En España ese momento fue interpretado por grandes especialistas en el retrato, como el valenciano
Joaquín Sorolla, que utiliza el color y la luz para configurar los rostros y los cuerpos; como
Zuloaga, el mejor intérprete de la llamada "generación del 98" en España; o como
Anglada Camarasa, que optó por una combinación entre naturalismo y decorativismo.
Entre las figuras de talla internacional que más aportaron al género del retrato en la primera mitad del s. XX hay que mencionar a
Pablo Picasso y a
Henri Matisse. El primero siempre tuvo como referente la figura humana, que fue interpretando de maneras muy diversas según iba atravesando las etapas de su pintura: modernismo, simbolismo, cubismo, expresionismo o surrealismo. El segundo, Matisse, es un maestro reconocido del retrato basado en el libre juego del color.
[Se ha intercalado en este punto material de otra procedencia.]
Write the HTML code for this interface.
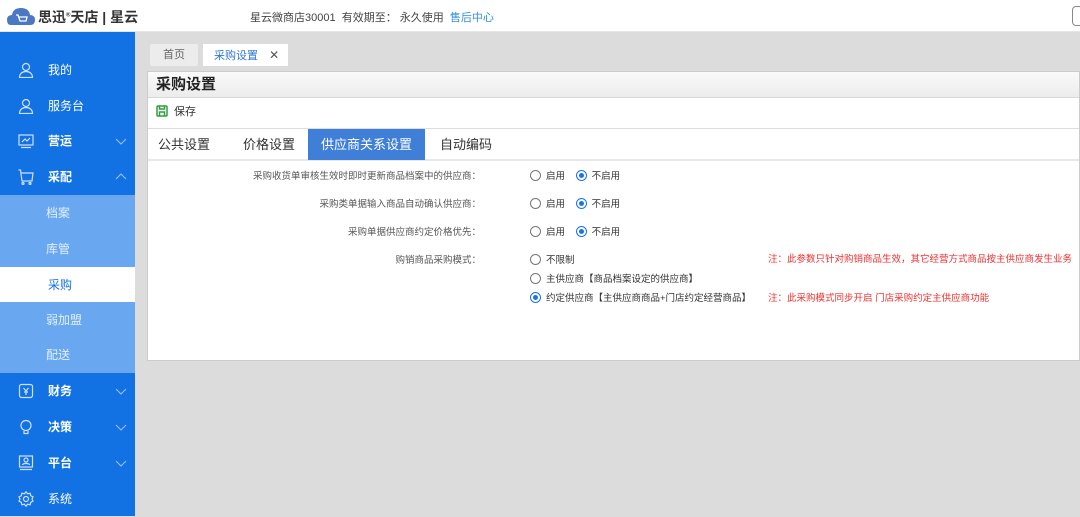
<!DOCTYPE html>
<html><head><meta charset="utf-8"><style>
*{margin:0;padding:0;box-sizing:border-box}
body{width:1080px;height:516px;overflow:hidden;background:#dcdcdc;font-family:"Liberation Sans","Noto Sans CJK SC",sans-serif;position:relative}
.hdr{position:absolute;left:0;top:0;width:1080px;height:32px;background:#fff;border-bottom:1px solid #e6e6e6}
.logo{position:absolute;left:7px;top:7px;font-size:14px;font-weight:bold;color:#333;display:flex;align-items:center;gap:3px}
.info{position:absolute;left:250px;top:9px;font-size:11px;color:#444}
.info span{color:#2f8fd8}
.side{position:absolute;left:0;top:32px;width:135px;height:484px;background:#1272e4}
.it{position:absolute;left:0;width:135px;height:36px;color:#fff;font-size:12px;line-height:36px}
.it .t{position:absolute;left:48px}
.it.sub{background:#69a8f0;color:#e3efff}
.it.sub .t{left:46px}
.it.act{background:#fff;color:#1272e4}
.it.b .t{font-weight:bold}
.ic{position:absolute;left:18px;top:10px;width:16px;height:16px}
.ar{position:absolute;left:115px;top:12px;width:12px;height:12px}
.tab{position:absolute;top:44px;height:22px;font-size:11px;line-height:22px;text-align:center}
.panel{position:absolute;left:147px;top:71px;width:933px;height:290px;background:#fff;border:1px solid #ccc}
.title{height:26px;background:linear-gradient(#fafafa,#ececec);border-bottom:1px solid #d8d8d8;font-size:15px;font-weight:bold;color:#222;padding-left:8px;line-height:26px}
.save{height:31px;border-bottom:1px solid #ddd;font-size:11px;color:#333;line-height:28px;padding-left:26px;position:relative}
.tabs{height:32px;border-bottom:2px solid #e8e8e8;position:relative}
.tabs div{position:absolute;top:0;height:31px;line-height:31px;font-size:13px;color:#333;text-align:center}
.lbl{position:absolute;right:600px;font-size:9.5px;color:#555;text-align:right;white-space:nowrap}
.r{position:absolute;font-size:9.5px;color:#333;white-space:nowrap}
.rd{display:inline-block;width:11px;height:11px;border:1px solid #777;border-radius:50%;vertical-align:-2px;margin-right:5px;background:#fff;position:relative}
.rd.on{border-color:#1a73e8}
.rd.on::after{content:"";position:absolute;left:2px;top:2px;width:5px;height:5px;border-radius:50%;background:#1a73e8}
.note{position:absolute;font-size:9.5px;color:#f03030;white-space:nowrap}
</style></head><body>
<div class="hdr">
 <div class="logo"><svg width="28" height="20" viewBox="0 0 28 20"><path d="M4 18 Q0 18 0 13 Q0 8 5 8 Q6 1 14 1 Q22 1 23 8 Q28 8 28 13 Q28 18 23 18Z" fill="#4a78c4"/><path d="M9 8h2l2 6h6l1-4h-8" stroke="#fff" stroke-width="1.3" fill="none"/></svg><span>思迅<sup style="font-size:6px">®</sup>天店 | 星云</span></div>
 <div class="info">星云微商店30001 &nbsp;有效期至： 永久使用 &nbsp;<span>售后中心</span></div>
 <div style="position:absolute;left:1072px;top:6px;width:12px;height:20px;border:1px solid #888;border-radius:4px"></div>
</div>
<div class="side">
 <div class="it" style="top:20px"><svg class="ic" viewBox="0 0 16 16" fill="none" stroke="#cfe0ff" stroke-width="1.2"><circle cx="8" cy="5" r="3.5"/><path d="M1.5 15.5c0-4 3-6 6.5-6s6.5 2 6.5 6z"/></svg><span class="t">我的</span></div>
 <div class="it" style="top:56px"><svg class="ic" viewBox="0 0 16 16" fill="none" stroke="#cfe0ff" stroke-width="1.2"><circle cx="8" cy="5" r="3.5"/><path d="M1.5 15.5c0-4 3-6 6.5-6s6.5 2 6.5 6z"/></svg><span class="t">服务台</span></div>
 <div class="it b" style="top:91px"><svg class="ic" viewBox="0 0 16 16" fill="none" stroke="#cfe0ff" stroke-width="1.2"><rect x="1" y="2" width="14" height="10"/><path d="M4 9l3-3 2 2 3-3M3 14.5h10"/></svg><span class="t">营运</span><svg class="ar" viewBox="0 0 12 12" fill="none" stroke="#9cc3f5"><path d="M1 4l5 5 5-5"/></svg></div>
 <div class="it b" style="top:127px"><svg class="ic" viewBox="0 0 16 16" fill="none" stroke="#cfe0ff" stroke-width="1.2"><path d="M0.5 1h2l1.5 11h10l1-8H3"/><circle cx="5" cy="14.5" r="1"/><circle cx="12" cy="14.5" r="1"/></svg><span class="t">采配</span><svg class="ar" viewBox="0 0 12 12" fill="none" stroke="#9cc3f5"><path d="M1 8l5-5 5 5"/></svg></div>
 <div style="position:absolute;top:163px;left:0;width:135px;height:178px;background:#69a8f0"></div>
 <div class="it sub" style="top:163px"><span class="t">档案</span></div>
 <div class="it sub" style="top:199px"><span class="t">库管</span></div>
 <div class="it act" style="top:235px"><span class="t">采购</span></div>
 <div class="it sub" style="top:270px"><span class="t">弱加盟</span></div>
 <div class="it sub" style="top:305px"><span class="t">配送</span></div>
 <div class="it b" style="top:341px"><svg class="ic" viewBox="0 0 16 16" fill="none" stroke="#cfe0ff" stroke-width="1.2"><rect x="1.5" y="1.5" width="13" height="13" rx="2"/><path d="M5.5 5l2.5 3 2.5-3M8 8v4M6 9h4"/></svg><span class="t">财务</span><svg class="ar" viewBox="0 0 12 12" fill="none" stroke="#9cc3f5"><path d="M1 4l5 5 5-5"/></svg></div>
 <div class="it b" style="top:377px"><svg class="ic" viewBox="0 0 16 16" fill="none" stroke="#cfe0ff" stroke-width="1.2"><circle cx="8" cy="6.5" r="5"/><path d="M6 12v2.5h4V12"/></svg><span class="t">决策</span><svg class="ar" viewBox="0 0 12 12" fill="none" stroke="#9cc3f5"><path d="M1 4l5 5 5-5"/></svg></div>
 <div class="it b" style="top:413px"><svg class="ic" viewBox="0 0 16 16" fill="none" stroke="#cfe0ff" stroke-width="1.2"><rect x="1.5" y="1" width="13" height="11"/><circle cx="8" cy="5" r="2"/><path d="M4.5 10c0-2 7-2 7 0M2 14.5h12"/></svg><span class="t">平台</span><svg class="ar" viewBox="0 0 12 12" fill="none" stroke="#9cc3f5"><path d="M1 4l5 5 5-5"/></svg></div>
 <div class="it" style="top:449px"><svg class="ic" viewBox="0 0 16 16" fill="none" stroke="#cfe0ff" stroke-width="1.2"><circle cx="8" cy="8" r="2.5"/><path d="M8 0.8l1.6 2 2.5-.6.6 2.5 2.3 1.2-1 2.1 1 2.1-2.3 1.2-.6 2.5-2.5-.6L8 15.2l-1.6-2-2.5.6-.6-2.5-2.3-1.2 1-2.1-1-2.1 2.3-1.2.6-2.5 2.5.6z"/></svg><span class="t">系统</span></div>
</div>
<div class="tab" style="left:150px;width:48px;background:#ececec;color:#666;border-radius:2px">首页</div>
<div class="tab" style="left:203px;width:85px;background:#fff;color:#2f78d8;text-align:left;padding-left:11px">采购设置 <span style="color:#555;margin-left:8px;font-size:12px">✕</span></div>
<div class="panel">
 <div class="title">采购设置</div>
 <div class="save"><svg style="position:absolute;left:8px;top:7px" width="12" height="12" viewBox="0 0 12 12" fill="none" stroke="#2e9e3e" stroke-width="1.5"><rect x="1" y="1" width="10" height="10" rx="1"/><path d="M3.5 1v3h5V1M3.5 11V7h5v4"/></svg>保存</div>
 <div class="tabs">
  <div style="left:6px;width:60px">公共设置</div>
  <div style="left:86px;width:70px">价格设置</div>
  <div style="left:160px;width:117px;background:#3f7fd8;color:#fff">供应商关系设置</div>
  <div style="left:286px;width:64px">自动编码</div>
 </div>
 <div class="lbl" style="top:96px;right:598px">采购收货单审核生效时即时更新商品档案中的供应商：</div>
 <div class="r" style="left:382px;top:96px"><i class="rd"></i>启用 &nbsp;&nbsp;&nbsp;<i class="rd on"></i>不启用</div>
 <div class="lbl" style="top:124px;right:598px">采购类单据输入商品自动确认供应商：</div>
 <div class="r" style="left:382px;top:124px"><i class="rd"></i>启用 &nbsp;&nbsp;&nbsp;<i class="rd on"></i>不启用</div>
 <div class="lbl" style="top:152px;right:598px">采购单据供应商约定价格优先：</div>
 <div class="r" style="left:382px;top:152px"><i class="rd"></i>启用 &nbsp;&nbsp;&nbsp;<i class="rd on"></i>不启用</div>
 <div class="lbl" style="top:180px;right:598px">购销商品采购模式：</div>
 <div class="r" style="left:382px;top:180px"><i class="rd"></i>不限制</div>
 <div class="r" style="left:382px;top:199px"><i class="rd"></i>主供应商【商品档案设定的供应商】</div>
 <div class="r" style="left:382px;top:218px"><i class="rd on"></i>约定供应商【主供应商商品+门店约定经营商品】</div>
 <div class="note" style="left:620px;top:179px">注：此参数只针对购销商品生效，其它经营方式商品按主供应商发生业务</div>
 <div class="note" style="left:620px;top:218px">注：此采购模式同步开启 门店采购约定主供应商功能</div>
</div>
</body></html>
Una nueva postguerra llevó a las dos últimas interpretaciones del retrato que hemos podido conocer; por un lado, el nuevo expresionismo, plagado de drama existencial, de
Francis Bacon, autor de rostros deformes por el dolor y la soledad; por otro, una visión más ligera pero tanto o más moderna, el arte pop de
Andy Warhol, que fue capaz de crear un código visual que ha seguido vigente en las décadas posteriores.